When the author of that report was interviewed by Fools’ Gold author Brian Hutchinson, he could no longer remember why he had given Walsh such glowing praise. He had never actually met the man—nor anyone else from Bre-X, for that matter—and had only spoken to Walsh on the phone. His actual assessment, which he withheld from his readers, was that Walsh was the “weak link” and that he had a drinking problem. Meanwhile, the report’s author had bought Bre-X at $1.20 and sold at $250.

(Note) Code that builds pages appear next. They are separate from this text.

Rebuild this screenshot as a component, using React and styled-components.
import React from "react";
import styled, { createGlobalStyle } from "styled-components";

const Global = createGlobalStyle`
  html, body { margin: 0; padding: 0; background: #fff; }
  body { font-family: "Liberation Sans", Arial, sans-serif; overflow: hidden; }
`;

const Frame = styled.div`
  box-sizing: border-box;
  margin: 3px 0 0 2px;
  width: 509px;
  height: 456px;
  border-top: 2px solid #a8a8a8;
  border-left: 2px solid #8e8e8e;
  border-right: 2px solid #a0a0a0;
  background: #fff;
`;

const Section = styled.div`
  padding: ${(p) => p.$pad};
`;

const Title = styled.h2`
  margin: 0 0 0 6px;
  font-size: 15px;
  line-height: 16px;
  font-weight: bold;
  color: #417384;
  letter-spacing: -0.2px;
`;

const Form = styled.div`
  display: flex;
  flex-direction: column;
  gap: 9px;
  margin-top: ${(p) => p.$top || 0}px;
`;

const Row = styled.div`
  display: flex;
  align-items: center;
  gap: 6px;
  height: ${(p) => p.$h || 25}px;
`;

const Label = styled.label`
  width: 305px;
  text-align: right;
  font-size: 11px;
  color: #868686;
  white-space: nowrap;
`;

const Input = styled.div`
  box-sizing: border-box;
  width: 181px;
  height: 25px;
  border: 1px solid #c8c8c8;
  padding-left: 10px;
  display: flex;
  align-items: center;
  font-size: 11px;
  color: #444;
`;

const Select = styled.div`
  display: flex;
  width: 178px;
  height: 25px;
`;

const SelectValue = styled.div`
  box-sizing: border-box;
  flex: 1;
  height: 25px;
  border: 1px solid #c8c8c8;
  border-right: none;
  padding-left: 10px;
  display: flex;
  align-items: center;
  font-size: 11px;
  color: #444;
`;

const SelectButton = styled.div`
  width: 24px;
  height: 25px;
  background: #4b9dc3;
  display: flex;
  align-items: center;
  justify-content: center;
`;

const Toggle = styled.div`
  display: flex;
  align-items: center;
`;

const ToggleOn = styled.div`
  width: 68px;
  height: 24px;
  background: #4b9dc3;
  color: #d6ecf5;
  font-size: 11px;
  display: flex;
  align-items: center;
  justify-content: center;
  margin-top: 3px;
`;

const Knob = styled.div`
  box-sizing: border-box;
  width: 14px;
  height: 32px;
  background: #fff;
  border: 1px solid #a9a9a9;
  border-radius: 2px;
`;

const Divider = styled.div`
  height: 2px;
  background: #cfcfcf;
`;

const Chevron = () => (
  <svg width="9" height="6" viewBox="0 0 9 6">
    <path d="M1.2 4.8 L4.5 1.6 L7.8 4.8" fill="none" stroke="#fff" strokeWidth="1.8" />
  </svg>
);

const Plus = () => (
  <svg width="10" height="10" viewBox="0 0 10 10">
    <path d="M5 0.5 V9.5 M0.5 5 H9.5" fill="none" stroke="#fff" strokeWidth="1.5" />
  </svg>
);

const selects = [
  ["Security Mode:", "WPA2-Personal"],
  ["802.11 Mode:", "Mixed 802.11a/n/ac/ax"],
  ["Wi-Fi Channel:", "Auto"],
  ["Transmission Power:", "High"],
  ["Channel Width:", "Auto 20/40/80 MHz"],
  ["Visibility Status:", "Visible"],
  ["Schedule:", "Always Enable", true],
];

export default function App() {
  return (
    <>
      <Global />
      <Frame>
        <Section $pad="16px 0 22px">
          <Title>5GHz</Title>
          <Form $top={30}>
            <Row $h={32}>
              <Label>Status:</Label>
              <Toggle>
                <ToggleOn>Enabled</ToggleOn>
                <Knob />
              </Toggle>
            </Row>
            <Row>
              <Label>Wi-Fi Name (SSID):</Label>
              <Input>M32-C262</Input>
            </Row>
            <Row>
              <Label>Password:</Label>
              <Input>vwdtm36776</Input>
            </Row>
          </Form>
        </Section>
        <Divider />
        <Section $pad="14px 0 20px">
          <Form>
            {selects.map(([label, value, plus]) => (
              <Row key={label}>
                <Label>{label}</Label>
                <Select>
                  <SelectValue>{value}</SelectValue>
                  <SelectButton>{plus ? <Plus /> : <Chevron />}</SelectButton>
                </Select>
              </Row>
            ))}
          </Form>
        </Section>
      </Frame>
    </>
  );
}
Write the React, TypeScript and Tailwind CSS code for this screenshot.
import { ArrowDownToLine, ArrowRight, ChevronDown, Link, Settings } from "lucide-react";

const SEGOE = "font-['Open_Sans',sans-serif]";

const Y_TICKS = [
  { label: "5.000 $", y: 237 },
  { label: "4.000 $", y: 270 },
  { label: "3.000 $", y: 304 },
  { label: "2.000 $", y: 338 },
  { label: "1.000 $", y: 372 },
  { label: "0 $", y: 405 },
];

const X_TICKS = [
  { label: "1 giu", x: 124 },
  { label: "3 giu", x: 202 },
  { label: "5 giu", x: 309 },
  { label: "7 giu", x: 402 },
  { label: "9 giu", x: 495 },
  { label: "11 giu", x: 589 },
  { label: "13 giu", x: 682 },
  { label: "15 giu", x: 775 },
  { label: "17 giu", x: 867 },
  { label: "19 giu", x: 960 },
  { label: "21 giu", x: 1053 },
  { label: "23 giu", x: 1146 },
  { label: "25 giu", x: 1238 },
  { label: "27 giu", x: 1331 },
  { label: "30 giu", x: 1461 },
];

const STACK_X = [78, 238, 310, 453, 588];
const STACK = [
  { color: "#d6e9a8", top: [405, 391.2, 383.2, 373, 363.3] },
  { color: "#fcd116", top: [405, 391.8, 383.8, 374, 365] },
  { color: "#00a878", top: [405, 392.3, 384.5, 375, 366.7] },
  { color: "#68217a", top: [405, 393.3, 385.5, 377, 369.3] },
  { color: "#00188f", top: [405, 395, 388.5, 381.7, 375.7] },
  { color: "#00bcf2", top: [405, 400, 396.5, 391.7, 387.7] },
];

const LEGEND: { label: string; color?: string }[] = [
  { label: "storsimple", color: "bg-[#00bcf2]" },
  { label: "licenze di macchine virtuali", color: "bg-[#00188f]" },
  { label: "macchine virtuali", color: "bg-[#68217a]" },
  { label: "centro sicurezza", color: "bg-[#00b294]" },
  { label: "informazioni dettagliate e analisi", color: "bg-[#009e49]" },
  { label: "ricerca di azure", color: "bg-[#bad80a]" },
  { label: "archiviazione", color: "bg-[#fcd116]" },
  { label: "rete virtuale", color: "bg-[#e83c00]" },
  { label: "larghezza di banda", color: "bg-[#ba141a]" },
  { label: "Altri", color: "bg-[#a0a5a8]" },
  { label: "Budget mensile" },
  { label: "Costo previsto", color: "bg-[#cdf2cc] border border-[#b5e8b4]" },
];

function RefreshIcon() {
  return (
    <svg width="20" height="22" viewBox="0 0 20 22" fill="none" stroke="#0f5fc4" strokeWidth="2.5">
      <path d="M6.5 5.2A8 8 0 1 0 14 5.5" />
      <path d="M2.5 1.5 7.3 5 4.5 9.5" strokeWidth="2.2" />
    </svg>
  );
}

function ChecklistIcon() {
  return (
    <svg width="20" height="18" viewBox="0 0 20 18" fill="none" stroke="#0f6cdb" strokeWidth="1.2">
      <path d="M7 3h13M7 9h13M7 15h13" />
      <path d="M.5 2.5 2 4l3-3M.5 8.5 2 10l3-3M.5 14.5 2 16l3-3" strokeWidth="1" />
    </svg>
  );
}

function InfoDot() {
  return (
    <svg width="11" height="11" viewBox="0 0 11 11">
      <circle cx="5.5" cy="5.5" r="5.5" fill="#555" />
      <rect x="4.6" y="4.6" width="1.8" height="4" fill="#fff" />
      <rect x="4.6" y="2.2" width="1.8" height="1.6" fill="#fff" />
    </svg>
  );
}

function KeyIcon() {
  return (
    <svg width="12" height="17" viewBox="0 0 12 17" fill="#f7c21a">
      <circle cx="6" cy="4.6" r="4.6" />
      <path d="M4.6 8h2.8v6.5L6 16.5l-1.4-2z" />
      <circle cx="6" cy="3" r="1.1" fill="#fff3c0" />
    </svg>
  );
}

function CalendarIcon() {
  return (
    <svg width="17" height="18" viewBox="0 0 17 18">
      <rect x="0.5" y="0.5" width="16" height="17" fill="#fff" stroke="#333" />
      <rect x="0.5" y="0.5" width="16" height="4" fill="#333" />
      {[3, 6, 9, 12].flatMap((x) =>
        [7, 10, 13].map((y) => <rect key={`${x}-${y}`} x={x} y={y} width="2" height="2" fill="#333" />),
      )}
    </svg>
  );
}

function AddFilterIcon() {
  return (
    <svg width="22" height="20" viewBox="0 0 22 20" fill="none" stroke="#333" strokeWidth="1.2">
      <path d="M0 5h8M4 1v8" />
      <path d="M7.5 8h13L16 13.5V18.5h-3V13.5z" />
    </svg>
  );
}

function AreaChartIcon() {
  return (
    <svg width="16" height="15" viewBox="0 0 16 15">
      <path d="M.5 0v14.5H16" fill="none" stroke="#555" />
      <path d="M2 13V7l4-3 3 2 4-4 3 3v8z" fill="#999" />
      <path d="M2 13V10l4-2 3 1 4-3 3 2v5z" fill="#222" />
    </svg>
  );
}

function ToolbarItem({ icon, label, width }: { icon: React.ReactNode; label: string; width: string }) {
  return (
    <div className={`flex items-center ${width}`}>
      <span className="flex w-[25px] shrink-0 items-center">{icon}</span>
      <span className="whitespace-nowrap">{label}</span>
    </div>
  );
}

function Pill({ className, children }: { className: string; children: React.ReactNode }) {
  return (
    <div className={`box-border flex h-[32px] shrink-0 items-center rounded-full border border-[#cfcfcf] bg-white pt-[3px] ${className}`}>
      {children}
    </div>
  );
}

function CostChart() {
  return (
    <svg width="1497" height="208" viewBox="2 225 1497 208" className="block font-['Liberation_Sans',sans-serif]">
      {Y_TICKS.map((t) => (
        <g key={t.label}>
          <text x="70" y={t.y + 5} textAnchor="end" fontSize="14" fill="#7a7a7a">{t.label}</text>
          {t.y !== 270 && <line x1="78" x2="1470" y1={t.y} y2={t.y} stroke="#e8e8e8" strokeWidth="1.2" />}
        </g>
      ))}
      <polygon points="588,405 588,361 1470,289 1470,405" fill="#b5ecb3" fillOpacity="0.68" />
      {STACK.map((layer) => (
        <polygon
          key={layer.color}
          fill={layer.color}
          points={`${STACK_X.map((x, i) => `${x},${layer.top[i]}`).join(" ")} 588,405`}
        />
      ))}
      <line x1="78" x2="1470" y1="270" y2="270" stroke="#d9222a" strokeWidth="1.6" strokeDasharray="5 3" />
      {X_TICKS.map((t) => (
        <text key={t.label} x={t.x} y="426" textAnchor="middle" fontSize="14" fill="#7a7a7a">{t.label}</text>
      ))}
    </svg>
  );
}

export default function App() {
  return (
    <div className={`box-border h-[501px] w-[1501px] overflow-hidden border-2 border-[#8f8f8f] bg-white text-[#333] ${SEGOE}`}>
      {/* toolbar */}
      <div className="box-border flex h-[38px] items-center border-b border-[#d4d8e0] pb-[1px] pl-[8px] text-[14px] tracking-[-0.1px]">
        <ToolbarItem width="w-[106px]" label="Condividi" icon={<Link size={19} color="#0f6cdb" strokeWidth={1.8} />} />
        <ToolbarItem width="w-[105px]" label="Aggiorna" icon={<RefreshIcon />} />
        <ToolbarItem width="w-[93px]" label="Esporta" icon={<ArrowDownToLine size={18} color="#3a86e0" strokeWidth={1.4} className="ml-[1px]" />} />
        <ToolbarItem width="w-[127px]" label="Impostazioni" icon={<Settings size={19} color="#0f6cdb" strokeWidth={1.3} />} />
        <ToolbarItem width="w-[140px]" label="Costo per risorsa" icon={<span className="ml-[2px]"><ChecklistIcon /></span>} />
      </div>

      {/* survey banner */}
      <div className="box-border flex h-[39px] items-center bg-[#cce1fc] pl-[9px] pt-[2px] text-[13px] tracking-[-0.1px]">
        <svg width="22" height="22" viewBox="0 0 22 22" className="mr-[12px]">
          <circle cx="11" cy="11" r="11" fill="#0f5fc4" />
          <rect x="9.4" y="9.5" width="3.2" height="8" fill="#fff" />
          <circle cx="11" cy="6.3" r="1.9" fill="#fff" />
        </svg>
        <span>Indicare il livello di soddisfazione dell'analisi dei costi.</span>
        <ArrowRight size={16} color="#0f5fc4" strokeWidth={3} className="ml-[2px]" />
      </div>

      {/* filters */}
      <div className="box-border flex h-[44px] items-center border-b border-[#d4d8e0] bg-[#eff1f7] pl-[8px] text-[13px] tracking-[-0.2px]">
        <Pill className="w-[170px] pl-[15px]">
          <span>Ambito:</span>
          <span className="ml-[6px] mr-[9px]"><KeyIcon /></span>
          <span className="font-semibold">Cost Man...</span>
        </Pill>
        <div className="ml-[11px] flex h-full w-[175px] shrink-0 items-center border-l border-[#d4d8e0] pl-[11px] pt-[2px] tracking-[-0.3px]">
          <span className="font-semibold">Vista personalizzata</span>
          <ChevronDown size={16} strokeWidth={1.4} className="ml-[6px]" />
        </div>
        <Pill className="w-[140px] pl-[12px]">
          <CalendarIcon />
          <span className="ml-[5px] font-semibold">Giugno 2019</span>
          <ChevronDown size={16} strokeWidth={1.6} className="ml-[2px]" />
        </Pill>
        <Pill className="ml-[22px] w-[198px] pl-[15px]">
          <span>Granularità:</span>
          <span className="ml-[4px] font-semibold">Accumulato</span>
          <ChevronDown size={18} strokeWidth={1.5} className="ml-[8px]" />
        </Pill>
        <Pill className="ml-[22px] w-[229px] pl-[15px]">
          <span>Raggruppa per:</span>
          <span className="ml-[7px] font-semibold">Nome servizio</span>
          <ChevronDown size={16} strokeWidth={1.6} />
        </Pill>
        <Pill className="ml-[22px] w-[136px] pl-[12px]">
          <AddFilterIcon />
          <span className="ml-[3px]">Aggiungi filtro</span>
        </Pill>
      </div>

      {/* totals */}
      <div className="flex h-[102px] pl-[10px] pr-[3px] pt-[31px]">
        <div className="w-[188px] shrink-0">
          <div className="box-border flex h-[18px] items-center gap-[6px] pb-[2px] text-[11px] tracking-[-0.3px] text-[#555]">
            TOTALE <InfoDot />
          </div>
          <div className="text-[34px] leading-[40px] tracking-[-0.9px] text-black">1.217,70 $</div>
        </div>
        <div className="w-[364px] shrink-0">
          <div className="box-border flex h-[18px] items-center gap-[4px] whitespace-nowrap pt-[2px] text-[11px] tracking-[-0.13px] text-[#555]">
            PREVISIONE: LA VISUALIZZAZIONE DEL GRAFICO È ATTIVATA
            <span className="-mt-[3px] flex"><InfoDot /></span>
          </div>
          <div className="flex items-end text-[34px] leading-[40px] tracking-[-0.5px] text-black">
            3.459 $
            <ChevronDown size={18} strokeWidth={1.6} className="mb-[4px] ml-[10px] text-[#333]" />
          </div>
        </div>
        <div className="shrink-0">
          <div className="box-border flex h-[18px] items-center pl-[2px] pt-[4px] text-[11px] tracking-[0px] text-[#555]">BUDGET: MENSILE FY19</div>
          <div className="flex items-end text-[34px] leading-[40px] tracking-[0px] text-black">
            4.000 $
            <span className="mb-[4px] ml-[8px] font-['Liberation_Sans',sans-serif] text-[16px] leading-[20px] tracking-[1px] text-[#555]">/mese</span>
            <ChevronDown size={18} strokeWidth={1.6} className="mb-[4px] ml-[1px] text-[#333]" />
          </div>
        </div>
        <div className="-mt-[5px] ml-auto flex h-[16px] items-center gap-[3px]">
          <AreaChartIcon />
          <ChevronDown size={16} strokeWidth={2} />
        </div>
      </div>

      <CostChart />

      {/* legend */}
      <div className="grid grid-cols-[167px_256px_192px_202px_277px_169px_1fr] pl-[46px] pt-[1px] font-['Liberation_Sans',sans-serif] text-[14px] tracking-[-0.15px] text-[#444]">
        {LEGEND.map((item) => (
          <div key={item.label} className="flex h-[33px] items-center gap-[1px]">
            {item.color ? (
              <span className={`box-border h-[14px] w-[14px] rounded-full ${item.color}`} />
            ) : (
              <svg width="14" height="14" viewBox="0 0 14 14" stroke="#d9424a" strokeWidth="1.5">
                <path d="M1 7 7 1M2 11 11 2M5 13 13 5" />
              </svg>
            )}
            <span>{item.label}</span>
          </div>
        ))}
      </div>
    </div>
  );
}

In May 1996 the stock price reached $286.50 (on a pre-split basis), giving the company a sky-high valuation of over $6 billion. Felderhof sold $19 million in shares that month alone and purchased an ocean-front house and condominium in the Grand Caymans, a house in the US and a Lamborghini. He would sell $84 million in total over the span of about four months, according to the Ontario Securities Commission. Walsh, who had only just moved out of his basement office to half-completed Bre-X offices in a downtown Calgary building, had begun selling shares earlier than Felderhof and would divest $56 million of Bre-X shares in total, including those belonging to his wife. The couple opted for one property in the Bahamas, where they would soon take refuge.